We already work in the hardware development of the FireBrick, and sourcing or developing in-line encryption systems is a potentially sensible business proposition for us, and one we could expand. If we can no longer, in good conscience, sell broadband because of such orders, we have areas we can move the business in to, and wind down the compromised business (probably sell it off). Just that it could not happen over night. Not quite Seppuku, but a step in the right direction.

Of course, in the mean time, if any monitoring box did exist, it would be very easy for it to be DDOS'd, and for deliberate random traffic to be sent to it to create vast amounts of mis-direction data.

I hope that explains where we stand, and at least puts off any authority from trying anything with us. With any luck we stay small enough to be no concern.

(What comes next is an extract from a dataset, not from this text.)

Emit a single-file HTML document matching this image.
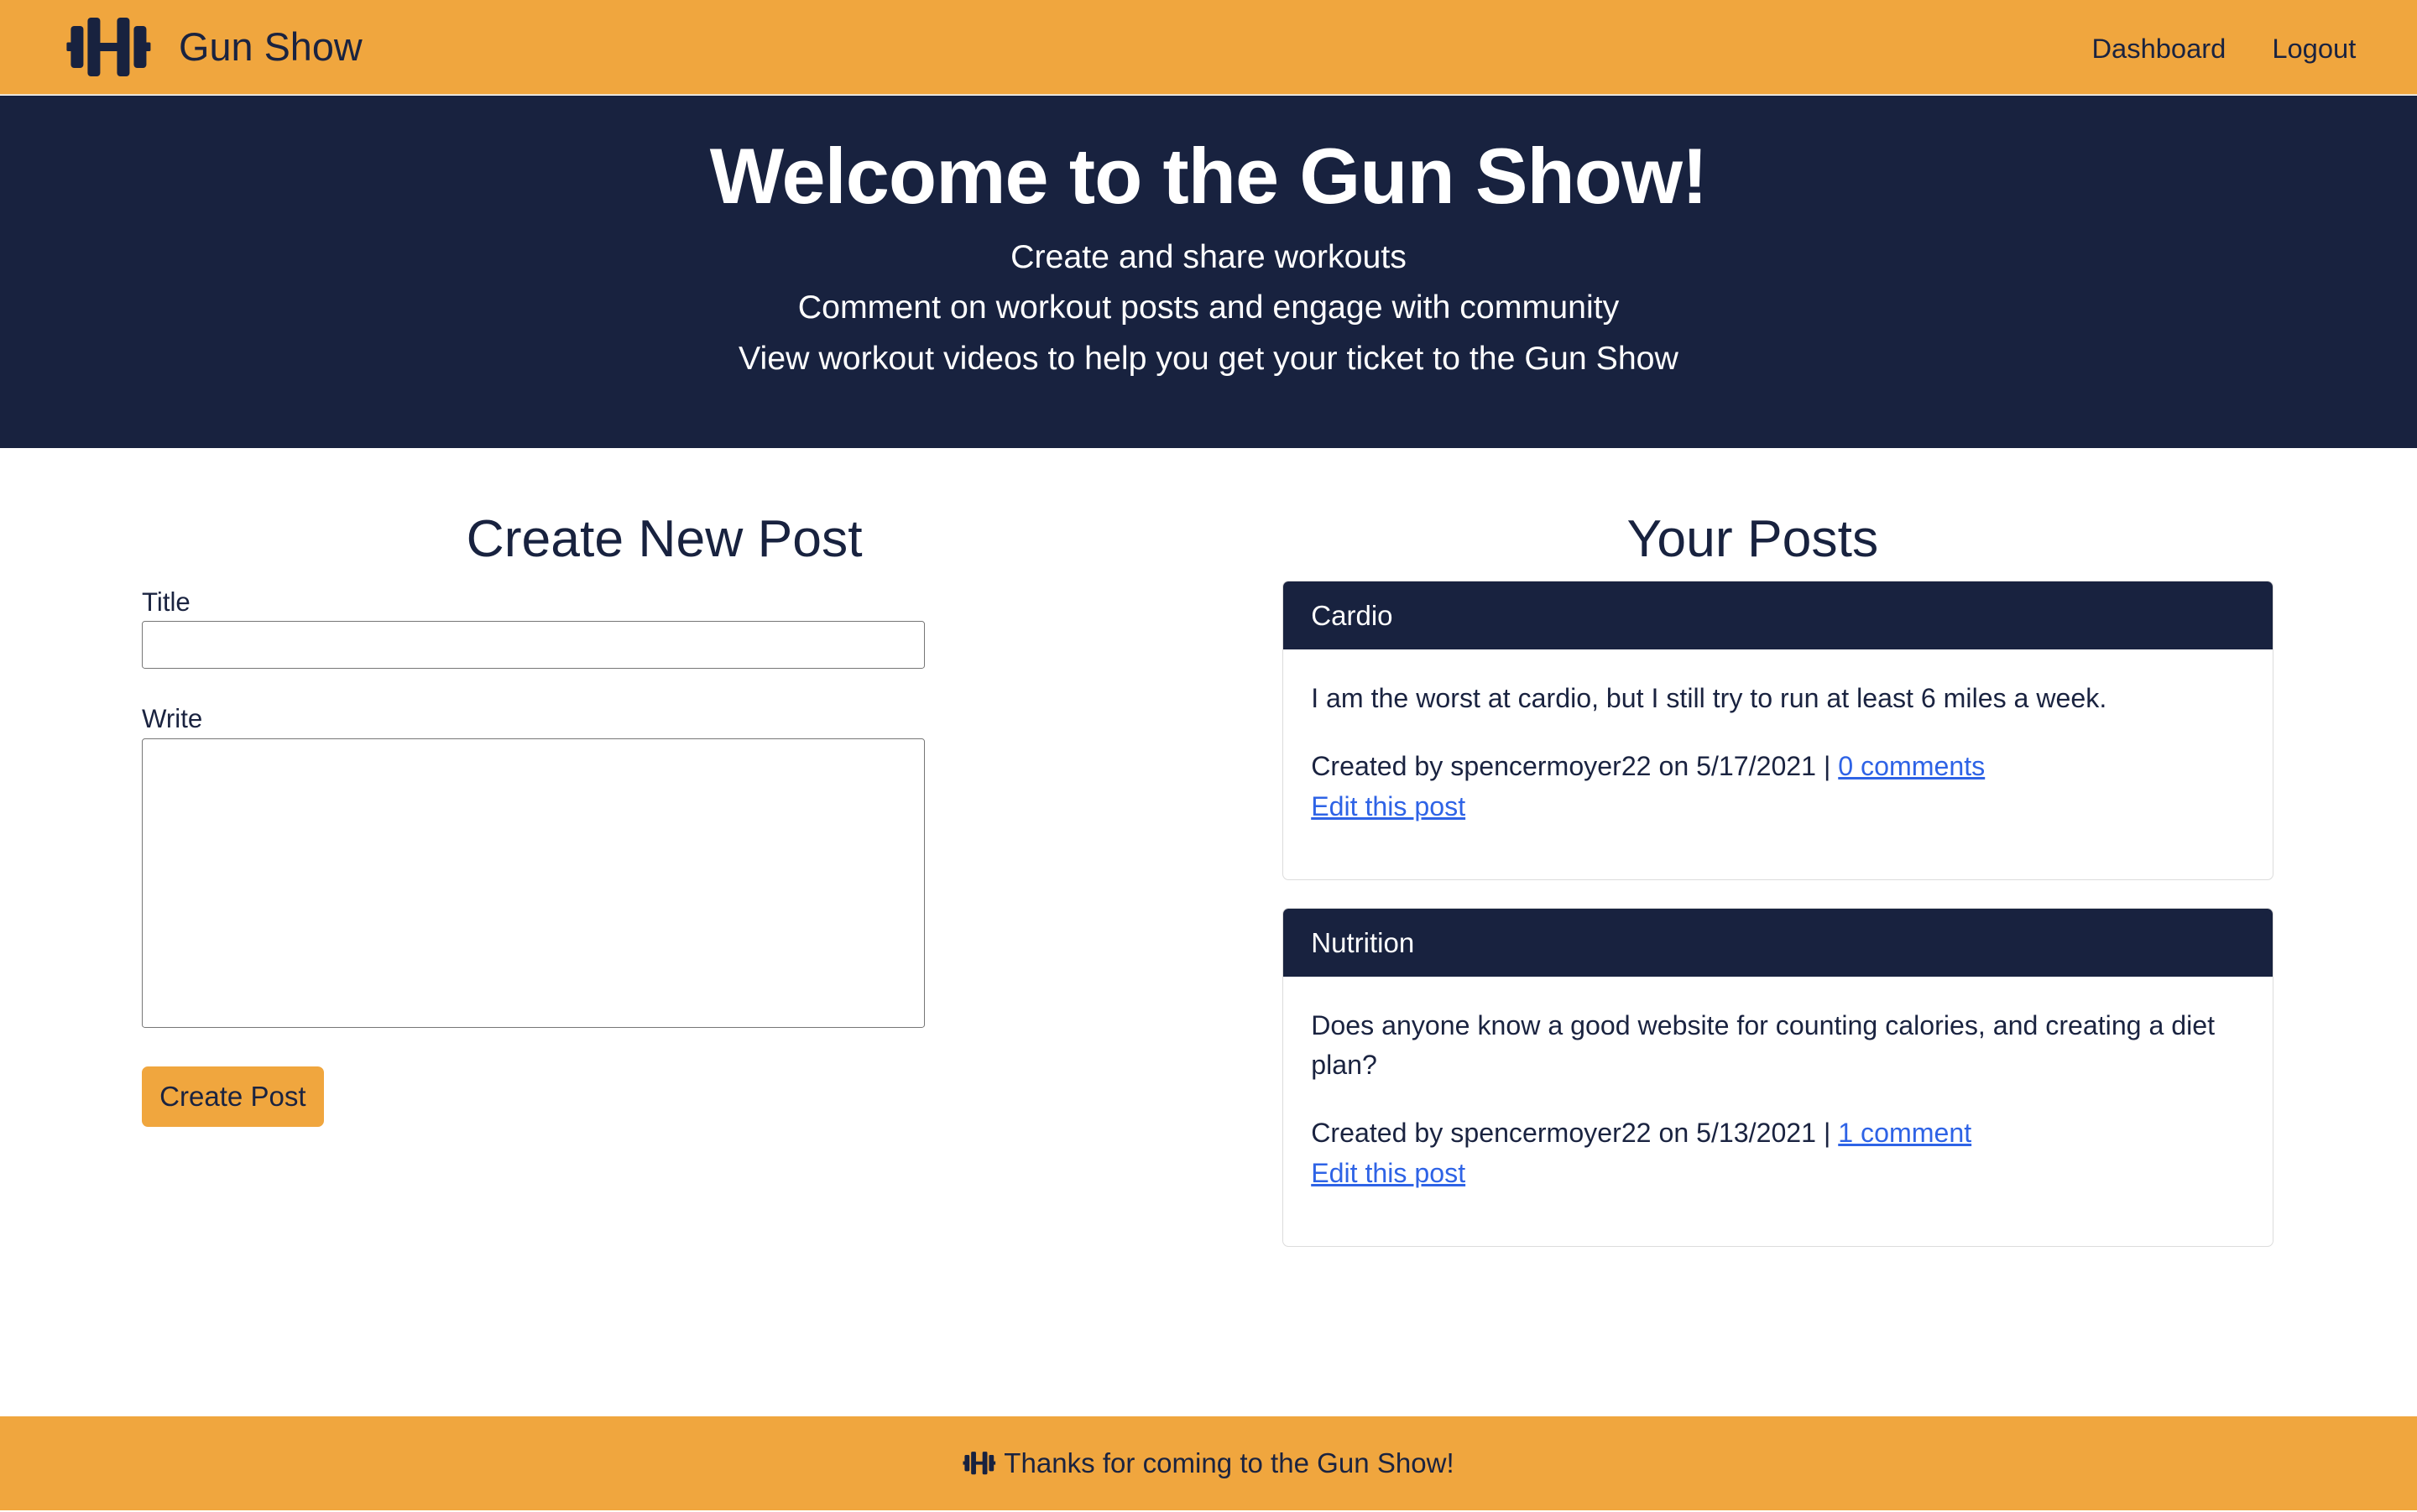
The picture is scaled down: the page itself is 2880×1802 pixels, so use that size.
<!DOCTYPE html>
<html><head><meta charset="utf-8"><style>
html,body{margin:0;padding:0;}
body{width:2880px;height:1800px;overflow:hidden;background:#fff;}
#w{zoom:1.83673;width:1568px;height:980px;position:relative;font-family:"Liberation Sans",sans-serif;color:#1a2340;}
.a{position:absolute;}
nav{position:absolute;left:0;top:0;width:1568px;height:61px;background:#f0a63e;border-bottom:1px solid #e8d6b8;}
.hero{position:absolute;left:0;top:62px;width:1568px;height:229px;background:#18223f;color:#fff;text-align:center;}
.hero h1{margin:0;position:absolute;top:23px;width:100%;font-size:51px;font-weight:bold;letter-spacing:-0.5px;}
.hero p{margin:0;position:absolute;width:100%;font-size:21.4px;line-height:33px;top:88px;}
h2{margin:0;font-size:34px;font-weight:normal;position:absolute;text-align:center;color:#18223f;}
label{position:absolute;font-size:17px;left:92px;}
.inp{position:absolute;left:92px;width:507px;border:1px solid #767676;border-radius:2px;background:#fff;}
.btn{position:absolute;left:92px;top:692px;width:118px;height:39px;background:#f0a63e;border-radius:4px;font-size:18px;line-height:40px;text-align:center;}
.card{position:absolute;left:832px;width:642px;border:1px solid #dcdcdc;border-radius:4px;overflow:hidden;background:#fff;}
.ch{background:#18223f;color:#fff;height:44px;line-height:46px;padding-left:18px;font-size:18px;}
.cb{padding:19px 18px 0 18px;font-size:17.5px;line-height:26px;}
a{color:#2e63e6;text-decoration:underline;}
footer{position:absolute;left:0;top:919px;width:1568px;height:61px;background:#f0a63e;text-align:center;font-size:18px;line-height:62px;}
</style></head><body><div id="w">
<nav>
<svg class="a" style="left:43px;top:0" width="56" height="61" viewBox="80 0 102 112">
<g fill="#18223f">
<rect x="80" y="50.5" width="8" height="10.5" rx="1.5"/>
<rect x="85" y="31" width="15" height="50" rx="4"/>
<rect x="105" y="21" width="15" height="70" rx="4"/>
<rect x="118" y="51" width="24" height="10"/>
<rect x="140" y="21" width="15" height="70" rx="4"/>
<rect x="160" y="31" width="15" height="50" rx="4"/>
<rect x="172" y="50.5" width="8" height="10.5" rx="1.5"/>
</g></svg>
<div class="a" style="left:116px;top:16px;font-size:25.5px;">Gun Show</div>
<div class="a" style="left:1357px;top:21px;font-size:17.8px;">Dashboard</div>
<div class="a" style="left:1474px;top:21px;font-size:17.8px;">Logout</div>
</nav>
<div class="hero">
<h1>Welcome to the Gun Show!</h1>
<p>Create and share workouts<br>Comment on workout posts and engage with community<br>View workout videos to help you get your ticket to the Gun Show</p>
</div>
<h2 style="left:92px;width:678px;top:330px;">Create New Post</h2>
<label style="top:381px;">Title</label>
<div class="inp" style="top:403px;height:30px;"></div>
<label style="top:457px;">Write</label>
<div class="inp" style="top:479px;height:187px;"></div>
<div class="btn">Create Post</div>
<h2 style="left:832px;width:610px;top:330px;">Your Posts</h2>
<div class="card" style="top:377px;height:193px;">
<div class="ch">Cardio</div>
<div class="cb"><div style="margin-bottom:18px">I am the worst at cardio, but I still try to run at least 6 miles a week.</div>Created by spencermoyer22 on 5/17/2021 | <a>0 comments</a><br><a>Edit this post</a></div>
</div>
<div class="card" style="top:589px;height:219px;">
<div class="ch">Nutrition</div>
<div class="cb"><div style="margin-bottom:18px">Does anyone know a good website for counting calories, and creating a diet plan?</div>Created by spencermoyer22 on 5/13/2021 | <a>1 comment</a><br><a>Edit this post</a></div>
</div>
<footer><svg width="22" height="16" viewBox="80 18 102 76" style="vertical-align:-2px"><g fill="#18223f">
<rect x="80" y="50.5" width="8" height="10.5"/><rect x="85" y="31" width="15" height="50" rx="4"/><rect x="105" y="21" width="15" height="70" rx="4"/><rect x="118" y="51" width="24" height="10"/><rect x="140" y="21" width="15" height="70" rx="4"/><rect x="160" y="31" width="15" height="50" rx="4"/><rect x="172" y="50.5" width="8" height="10.5"/></g></svg> Thanks for coming to the Gun Show!</footer>
</div></body></html>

  1. Being largely WBMC based, I imagine HMG would just stick the black box on BT's backbone (and TTW's), neatly capturing all the broadband traffic anyway - at least until/unless you encrypt the PPPoE traffic.

    (Their counterparts have been tapping Google's 10+G inter-DC links for a while, so tapping each of BT Wholesale's backhaul links wouldn't cause them any hair loss.)

  2. Encryption and "tricks" to get around this are all very well and good, but really the only long term solution is to persuade the government that while most people see the necessity for targeting surveillance, they find indiscriminate mass surveillance to be totally unacceptable. We need some effective lobbying and communication.

    Are there any organizations that are doing this that need donations? Effectively I mean. I'm sure there are plenty of ineffective pressure groups that are being ignored, and there any organised and effective organisations

    1. Open Rights Group are one, and we donate quite a bit to them.

  3. They don't need to get small fry to do this, the blanket surveillence happens at the wholesale and the backbone levels.

    Also, as a general principle, setting up "whack a mole" situations to evade a law is futile, and rightly so. Otherwise all the laws we agree would be evaded, too, using similar means. Okay, sometimes some of them are, but only to a very limited extent.